It is the first time humanoids are no longer obviously impossible from a systems perspective

Humanoids are are emerging because several independent bottlenecks that blocked them for decades crossed minimum viability thresholds at roughly the same time.

1. Control stability under uncertainty became computable
Classical robotics failed at whole-body interaction not because of mechanics, but because real-time control under partial observability was intractable at acceptable cost and power. What changed is not “AI” as a concept, but the ability to run high-frequency perception, prediction, and control loops on compact, power-constrained hardware. Model predictive control plus learned policies became deployable at the edge, not just in labs.

Ten years ago, this required racks. Today it fits in a torso with tolerable thermals.

2. Actuation crossed the reliability–cost knee
Humanoids do not need perfect actuators. They need millions of reasonably cheap, reasonably precise, reasonably durable ones. That supply curve did not exist. Harmonic drives, integrated motor drives, compact power electronics, and field-replaceable joints are now “good enough” for pilot fleets. This is a manufacturing maturation, not a breakthrough.

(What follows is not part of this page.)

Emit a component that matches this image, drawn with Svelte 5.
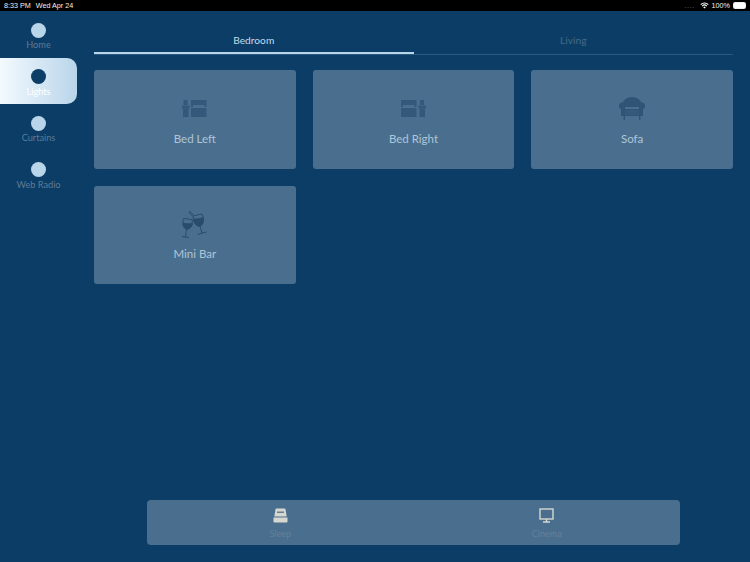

3. Energy density reached an operational minimum
Batteries are still not great. They are just no longer disqualifying. A humanoid with one to two hours of useful work and fast swap capability can now exist without being absurd. Before, it could not. That matters more than lab-grade endurance.

4. Software reuse finally beats reinvention
ROS, simulation stacks, digital twins, and learned skill libraries reduced non-recurring engineering by an order of magnitude. Teams can now spend effort on integration instead of rebuilding the same locomotion and manipulation primitives. This compresses time to first deployment.

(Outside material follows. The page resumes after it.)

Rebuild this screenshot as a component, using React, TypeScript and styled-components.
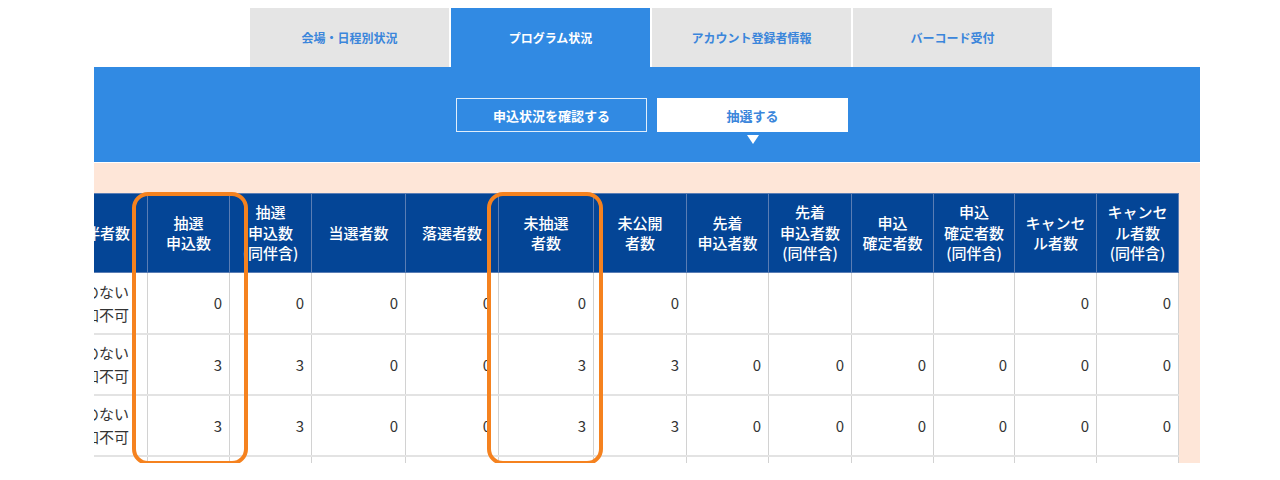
import React from "react";
import styled, { createGlobalStyle } from "styled-components";

const GlobalStyle = createGlobalStyle`
  html, body { margin: 0; padding: 0; background: #ffffff; }
  body { font-family: "Noto Sans CJK JP", "Noto Sans", sans-serif; }
  * { box-sizing: border-box; }
`;

const Page = styled.div`
  width: 1106px;
  margin-left: 94px;
  padding-top: 8px;
`;

const TabRow = styled.nav`
  display: flex;
  justify-content: center;
  gap: 2px;
  padding-left: 8px;
`;

const Tab = styled.div<{ $active?: boolean }>`
  width: 199px;
  height: 59px;
  display: flex;
  align-items: center;
  justify-content: center;
  font-size: 12px;
  font-weight: 700;
  background: ${(p) => (p.$active ? "#318ae3" : "#e5e5e5")};
  color: ${(p) => (p.$active ? "#ffffff" : "#3b86db")};
`;

const BlueBar = styled.div`
  background: #318ae3;
  height: 95px;
  padding-top: 31px;
  display: flex;
  justify-content: center;
  gap: 10px;
  padding-left: 10px;
`;

const ModeButton = styled.div<{ $active?: boolean }>`
  position: relative;
  width: 191px;
  height: 34px;
  display: flex;
  align-items: center;
  justify-content: center;
  font-size: 13px;
  font-weight: 700;
  border: 1px solid ${(p) => (p.$active ? "#ffffff" : "rgba(255,255,255,0.85)")};
  background: ${(p) => (p.$active ? "#ffffff" : "transparent")};
  color: ${(p) => (p.$active ? "#3b86db" : "#ffffff")};
  ${(p) =>
    p.$active
      ? `&::after {
    content: "";
    position: absolute;
    left: 50%;
    top: 36px;
    margin-left: -6px;
    border-left: 6px solid transparent;
    border-right: 6px solid transparent;
    border-top: 9px solid #ffffff;
  }`
      : ""}
`;

const Section = styled.div`
  position: relative;
  margin-top: 1px;
`;

const PeachArea = styled.div`
  height: 300px;
  background: #fee6d8;
  overflow: hidden;
  display: flex;
  justify-content: flex-end;
  padding: 30px 21px 0 0;
`;

const Table = styled.table`
  flex-shrink: 0;
  width: 1141px;
  table-layout: fixed;
  border-collapse: collapse;
  background: #ffffff;
`;

const HeadRow = styled.tr`
  height: 79px;
`;

const Th = styled.th<{ $label?: boolean }>`
  background: #044596;
  color: #ffffff;
  font-size: 15px;
  font-weight: 500;
  line-height: 20.5px;
  text-align: ${(p) => (p.$label ? "right" : "center")};
  vertical-align: middle;
  border: 1px solid #5a7db4;
  padding: 0 ${(p) => (p.$label ? "17px" : "0")} 0 0;
  white-space: nowrap;
`;

const BodyRow = styled.tr`
  height: 61px;
`;

const Td = styled.td<{ $label?: boolean }>`
  font-size: 15px;
  color: #333333;
  line-height: 23px;
  text-align: right;
  vertical-align: middle;
  padding: 0 ${(p) => (p.$label ? "18px" : "7px")} 0 0;
  border-left: 1px solid #d2d2d2;
  border-right: 1px solid #d2d2d2;
  border-bottom: 2px solid #e3e3e3;
  white-space: nowrap;
`;

const Highlight = styled.div<{ $left: number }>`
  position: absolute;
  top: 29px;
  left: ${(p) => p.$left}px;
  width: 116px;
  height: 273px;
  border: 4px solid #f5821f;
  border-radius: 16px;
  pointer-events: none;
`;

const colWidths = [110, 82, 82, 94, 93, 95, 93, 82, 83, 82, 81, 82, 82];

const headers: string[][] = [
  ["抽選", "申込数"],
  ["抽選", "申込数", "(同伴含)"],
  ["当選者数"],
  ["落選者数"],
  ["未抽選", "者数"],
  ["未公開", "者数"],
  ["先着", "申込者数"],
  ["先着", "申込者数", "(同伴含)"],
  ["申込", "確定者数"],
  ["申込", "確定者数", "(同伴含)"],
  ["キャンセ", "ル者数"],
  ["キャンセ", "ル者数", "(同伴含)"],
];

const rows: string[][] = [
  ["0", "0", "0", "0", "0", "0", "", "", "", "", "0", "0"],
  ["3", "3", "0", "0", "3", "3", "0", "0", "0", "0", "0", "0"],
  ["3", "3", "0", "0", "3", "3", "0", "0", "0", "0", "0", "0"],
  ["", "", "", "", "", "", "", "", "", "", "", ""],
];

const Lines: React.FC<{ lines: string[] }> = ({ lines }) => (
  <>
    {lines.map((l, i) => (
      <React.Fragment key={i}>
        {i > 0 && <br />}
        {l}
      </React.Fragment>
    ))}
  </>
);

export default function App() {
  return (
    <>
      <GlobalStyle />
      <Page>
        <TabRow>
          <Tab>会場・日程別状況</Tab>
          <Tab $active>プログラム状況</Tab>
          <Tab>アカウント登録者情報</Tab>
          <Tab>バーコード受付</Tab>
        </TabRow>
        <BlueBar>
          <ModeButton>申込状況を確認する</ModeButton>
          <ModeButton $active>抽選する</ModeButton>
        </BlueBar>
        <Section>
          <PeachArea>
            <Table>
              <colgroup>
                {colWidths.map((w, i) => (
                  <col key={i} style={{ width: w }} />
                ))}
              </colgroup>
              <thead>
                <HeadRow>
                  <Th $label>同伴者数</Th>
                  {headers.map((h, i) => (
                    <Th key={i}>
                      <Lines lines={h} />
                    </Th>
                  ))}
                </HeadRow>
              </thead>
              <tbody>
                {rows.map((r, ri) => (
                  <BodyRow key={ri}>
                    <Td $label>
                      {ri < 3 ? <Lines lines={["制限のない", "参加不可"]} /> : ""}
                    </Td>
                    {r.map((v, ci) => (
                      <Td key={ci}>{v}</Td>
                    ))}
                  </BodyRow>
                ))}
              </tbody>
            </Table>
          </PeachArea>
          <Highlight $left={38} />
          <Highlight $left={393} />
        </Section>
      </Page>
    </>
  );
}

5. Labor substitution pressure moved from theory to accounting
For decades, labor shortage was discussed socially. Now it appears directly in factory uptime, warehouse throughput, and service availability metrics. CFOs see it as lost revenue, not a demographic chart. That changes willingness to fund ugly, imperfect machines.

 

Virtual AI is an enabler, not the trigger. Without physical control, safety, power, and reliability advances, better models would still be trapped behind the embodiment gap. Societal desire for automation is irrelevant. It has always existed.